### Task statement
Within the records below, reproduce without change the lines from the line that has "Emit a component" through the line that has "import React from 'react';", and only those.

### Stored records

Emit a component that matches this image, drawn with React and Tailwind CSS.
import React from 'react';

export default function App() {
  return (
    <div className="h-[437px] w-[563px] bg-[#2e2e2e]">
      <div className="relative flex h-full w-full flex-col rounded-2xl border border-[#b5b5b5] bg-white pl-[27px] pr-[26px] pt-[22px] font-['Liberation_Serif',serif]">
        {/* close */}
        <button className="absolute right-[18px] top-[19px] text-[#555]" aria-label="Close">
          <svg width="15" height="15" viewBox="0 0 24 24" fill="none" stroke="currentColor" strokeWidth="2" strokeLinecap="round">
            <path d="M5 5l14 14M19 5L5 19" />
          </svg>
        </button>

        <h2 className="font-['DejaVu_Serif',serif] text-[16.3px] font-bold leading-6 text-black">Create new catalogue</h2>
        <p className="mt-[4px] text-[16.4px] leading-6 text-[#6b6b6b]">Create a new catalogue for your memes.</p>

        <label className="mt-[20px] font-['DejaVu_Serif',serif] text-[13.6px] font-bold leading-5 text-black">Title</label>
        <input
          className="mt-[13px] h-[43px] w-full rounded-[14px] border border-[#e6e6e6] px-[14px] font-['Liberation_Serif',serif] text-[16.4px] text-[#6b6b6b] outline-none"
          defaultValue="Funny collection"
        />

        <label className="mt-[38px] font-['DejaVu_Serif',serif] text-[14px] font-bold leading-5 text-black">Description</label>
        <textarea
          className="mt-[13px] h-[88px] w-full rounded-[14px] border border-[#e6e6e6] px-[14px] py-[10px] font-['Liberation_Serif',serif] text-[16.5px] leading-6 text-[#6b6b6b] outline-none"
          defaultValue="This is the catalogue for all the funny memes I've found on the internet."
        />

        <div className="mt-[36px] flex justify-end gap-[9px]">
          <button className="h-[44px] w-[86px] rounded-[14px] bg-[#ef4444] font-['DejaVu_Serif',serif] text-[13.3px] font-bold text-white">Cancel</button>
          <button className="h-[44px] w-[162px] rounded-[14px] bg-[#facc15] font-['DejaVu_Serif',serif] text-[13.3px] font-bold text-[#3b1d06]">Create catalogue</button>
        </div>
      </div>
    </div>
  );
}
---
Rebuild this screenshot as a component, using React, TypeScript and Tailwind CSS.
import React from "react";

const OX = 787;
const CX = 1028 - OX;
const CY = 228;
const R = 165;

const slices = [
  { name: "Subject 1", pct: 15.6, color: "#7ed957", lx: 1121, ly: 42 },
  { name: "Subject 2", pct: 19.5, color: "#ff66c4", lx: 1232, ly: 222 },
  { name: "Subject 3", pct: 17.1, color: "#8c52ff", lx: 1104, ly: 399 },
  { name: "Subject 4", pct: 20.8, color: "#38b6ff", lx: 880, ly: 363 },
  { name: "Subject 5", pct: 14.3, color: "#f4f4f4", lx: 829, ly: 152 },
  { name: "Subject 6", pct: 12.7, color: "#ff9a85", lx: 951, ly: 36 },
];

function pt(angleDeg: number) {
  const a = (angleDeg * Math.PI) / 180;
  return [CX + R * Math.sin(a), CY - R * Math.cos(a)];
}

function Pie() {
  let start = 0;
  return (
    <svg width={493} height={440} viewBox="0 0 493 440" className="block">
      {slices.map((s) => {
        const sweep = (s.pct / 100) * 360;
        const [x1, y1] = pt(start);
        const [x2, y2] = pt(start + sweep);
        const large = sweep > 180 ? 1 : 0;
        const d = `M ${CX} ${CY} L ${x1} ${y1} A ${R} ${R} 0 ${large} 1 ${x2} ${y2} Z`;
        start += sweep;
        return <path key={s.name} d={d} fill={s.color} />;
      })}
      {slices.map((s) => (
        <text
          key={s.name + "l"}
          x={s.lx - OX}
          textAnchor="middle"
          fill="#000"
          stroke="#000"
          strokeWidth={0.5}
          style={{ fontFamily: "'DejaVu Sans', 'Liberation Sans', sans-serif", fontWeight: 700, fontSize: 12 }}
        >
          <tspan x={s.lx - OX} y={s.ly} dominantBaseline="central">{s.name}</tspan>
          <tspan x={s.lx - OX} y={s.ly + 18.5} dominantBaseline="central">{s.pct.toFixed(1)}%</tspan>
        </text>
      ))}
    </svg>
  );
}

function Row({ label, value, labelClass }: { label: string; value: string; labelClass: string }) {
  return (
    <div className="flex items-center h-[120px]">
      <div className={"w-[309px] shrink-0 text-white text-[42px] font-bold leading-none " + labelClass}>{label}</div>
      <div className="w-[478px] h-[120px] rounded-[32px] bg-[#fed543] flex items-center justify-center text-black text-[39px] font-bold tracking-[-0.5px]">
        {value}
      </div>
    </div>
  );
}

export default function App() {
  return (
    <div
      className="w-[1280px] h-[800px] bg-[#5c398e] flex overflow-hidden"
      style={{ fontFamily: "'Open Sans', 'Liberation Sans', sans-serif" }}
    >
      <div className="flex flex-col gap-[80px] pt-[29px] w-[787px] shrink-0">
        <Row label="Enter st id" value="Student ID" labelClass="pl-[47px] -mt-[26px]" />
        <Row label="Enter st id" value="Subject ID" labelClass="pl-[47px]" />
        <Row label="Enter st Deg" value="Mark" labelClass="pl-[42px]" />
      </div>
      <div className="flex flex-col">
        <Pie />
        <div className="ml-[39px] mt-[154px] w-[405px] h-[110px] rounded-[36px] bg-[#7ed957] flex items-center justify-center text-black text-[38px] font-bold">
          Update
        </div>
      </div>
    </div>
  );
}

### Answer for the task
Emit a component that matches this image, drawn with React and Tailwind CSS.
import React from 'react';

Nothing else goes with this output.